Saturday, June 23, 2012

Under the Weather

I don't know about you, but being sick challenges my mood stability. I am still battling some sort of virus. My throat soreness didn't stop until yesterday, but today everything seems to have moved south into my chest. I've got a nasty bark of a cough. I'm worn out. I just got up from a 2 hour nap, and I haven't done a damn thing to warrant such fatigue. This is when my mood starts to slip. I don't like convalescing so. I can tolerate it for a couple days. Sometimes it's even a nice little break. But we're going on a week now, and I'm getting a little tired of this.

So far my mood has held up, but being sick, especially for this long, certainly challenges it. I'm keeping close tabs on it. Paying attention, that's about all I can do for now. I don't want the darkness sneaking up on me. I certainly hope I start feeling physically better soon.
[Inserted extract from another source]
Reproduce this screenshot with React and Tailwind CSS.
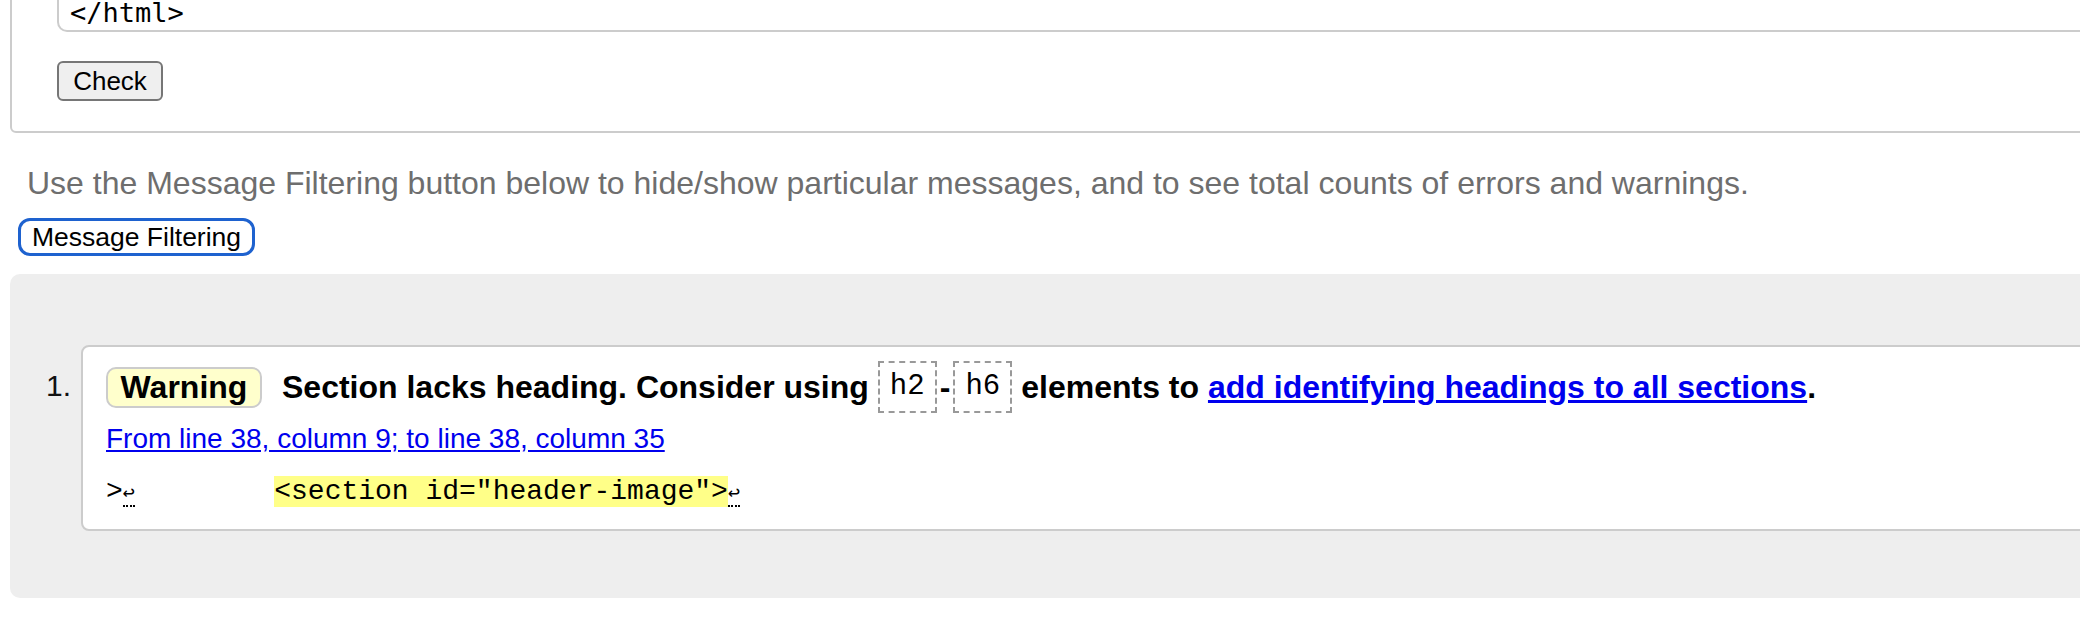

Since I've been sick, I have little else to report. I did feel well enough on Thursday to go for a short, easy run. It was so gorgeous outside, I was just itching to go, and I felt good while out there. But maybe that was a mistake, because I seem to have felt physically worse since then.

Work has been slowly getting a little less stressful. I still feel overwhelmed every time I get a new patient, but I've been working my way through it. I had a 5-hour training class yesterday, which will help me feel a little less stressed with the techniques I learned. I expect things will continue to improve. I just wish the whole process would proceed a bit more quickly.

Proceeding more quickly; that seems to be the theme of this post. I want to feel physically better sooner rather than later. I want to feel less overwhelmed at work as soon as possible. I'm apparently not thrilled with God's time frame right now. I guess that means I need to work on acceptance. Pushing back against God's time won't get me anywhere. I know that. So I guess I'll be convalescing a bit longer and continuing to walk through the newness of my job as best I can. And I'll keep working on my acceptance.

1 comment:

Tina Fariss Barbour said...

I'm sorry you're still battling this illness. Hope you feel better soon. And I'm glad the job is going better.

You will get better physically and you will become very comfortable with your job. I am very impatient, too, so I can empathize with you. But you're right--there's God's time, and there's still things we can loearn even during waiting periods.